The dark, minimalist style of Rick Owens and Michelle Lamy’s designs was created in the United States when they started making bespoke furniture for his bunker- style loft in Los Angeles. His furniture appears as a monumental totem, as if it was taken from a fantastic temple, as if it were the props for strange ceremonies. Through their choice of subtle and rare materials, Owens and Lamy suggest the beauty of nature and develop a contrasting palette of black and white that confirms their taste for the monochrome.

Hamish Pearch
All the trees in the world will, 2022

The artist reflects on the complex structures humanity occupies, exploring the materials, objects and spaces that make up our worlds. Pearch’s sculptures mix, merge and remake forms to create objects of instability. His chair seems frozen on the brink of metamorphosis. This volatile object presents material and metaphorical meeting points, where an everyday object slips between states of reality and the unconscious.

Anri Sala
Let’s Entertain, 2000

The cinema seats placed under a tree on the edge of a street in Tirana, come from a cinema being demolished on the opposite pavement. Deprived of their ransacked cinema, the spectators have no choice to watch cars and pedestrians go by: “Let’s entertain”. After the collapse of the dictatorship, which limited the population’s cinematic leisure activities to a few carefully selected Albanian, Vietnamese, or Indian films, the armchairs found a new function in the city’s public space.

Wolfgang Tillmans
Max Pearmain, 2016 ; Micha, Arboretum, 2020

The artist explores traditional genres such as portraiture with a constant interest in the limits of the visible.
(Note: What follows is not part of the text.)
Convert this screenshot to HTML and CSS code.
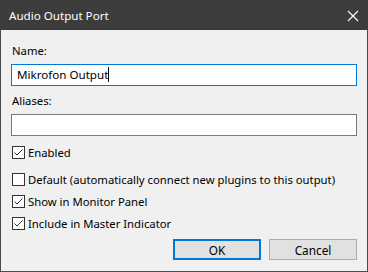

Through the use of diverse genres, subjects, techniques and exhibition concepts, Tillmans expands conventional ways of approaching photography and poses fundamental questions related to image-making in an increasingly saturated visual world.

Rirkrit Tiravanija,
DO NOT EVER WORK, 2016

Rirkrit Tiravanija is known to use provocative slogan in his oeuvre. “Do not ever work” is written on a Parisian wall, rue de Seine in 1953, by the theoretician of the situationist movement Guy Debord. This slogan is part of the revolutionary demands from Marxist and anarchist currents linked to the abolition of salaried labor and which was taken up during the events of May 68. Designed by Sébastien de Ganay for Onestar press edition, the goal was to produce a lounge chair that could be produced anywhere: cut four pieces out of simple plywood on a local CNC machine — in order to make its carbon trace as low as possible — and assemble it in a minute with no screws or glue.

Heimo Zobernig
Untitled, 2000

This model of chair is one of the late and commercial versions of plywood cast chairs, an industrial technique of production used since the beginning of the fifties, notably by the designer Arne Jacobsen. In the choice of colour which recalls value (gold), one can see an ironic critique of its multiple versions marketed on a large scale which overrun contemporary interiors from an original version produced in a more limited and more precious edition – a kind of a modernist fetish. These chairs are now part of a contemporary collective memory. The chairs’ arrangement, according to Juliane Rebentish, evokes a possible presence, neither a thing nor a sign but some “scenic presence” which refers to the domain of the theatre and scenography, as well as the contemporary arrangement of museums, a subtle form of institutional criticism.

Oscar Tuazon
Scott Burton (Version 2), 2012

Scott Burton (version 2) by Oscar Tuazon is a rough concrete sculpture, following the design of Scott Burton’s 1984 polished granite Pair of Two-Part Chairs, Obtuse Angle. Tuazon translates this chair-form into the supposedly functionalist, yet architectural aesthetics of pure concrete. This work underlines Tuazon’s DIY use of construction materials and pursues issues addressed by his works such as how the functionality of an object and its aesthetic qualities can blend.

Oscar Tuazon,
Reading bench 2 (liberty with love)

Reading bench 8 (selecting a site for a Vonu home), 2016
The Reading benchs are part of a series of 10 benches realized by Oscar Tuazon in 2016 “The 10 benches are the complete collection of Vonulife*, a way to put these words where they can be read. Reading benches, a place to sit and read, alone or with others. It is a complex, passionate, weird text, full of contradictions, written in multiple pseudonymic voices, both quasi-fictional and ardently factual. Out on the radical fringe, the final frontier fantasy, somewhere between Walden Pond and the Malheur National Wildlife Refuge.” — Oscar Tuazon
* Vonulife is a zine published between 1971 and 1972 in Grants Pass, a small Oregon town. Vonulife is a document of extreme experiments in liberty and invulnerability to coercion.

Francisco de Goya
Ya tienen asiento, 1799

The etching Ya tienen asiento (in English “They are well seated”) is an engraving from the suite Caprichos by the Spanish painter Francisco de Goya. Number 26 in the series of 80 engravings, the work was first published in 1799. The edition displayed here, dating from 1868, is the fourth printing.There are several interpretations of this engraving.We find in the manuscript of the Prado Museum the following interpretation:”For scatterbrained girls to have a seat, there’s nothing better than putting it on your head.”The Manuscript of the National Library of Spain reads in the engraving a more daring intention of Francisco de Goya. “Many women will only have judgment, or seat on their heads, when they put their chairs on them. Such is the furor of discovering her half-body, without noticing the rascals who mock them.”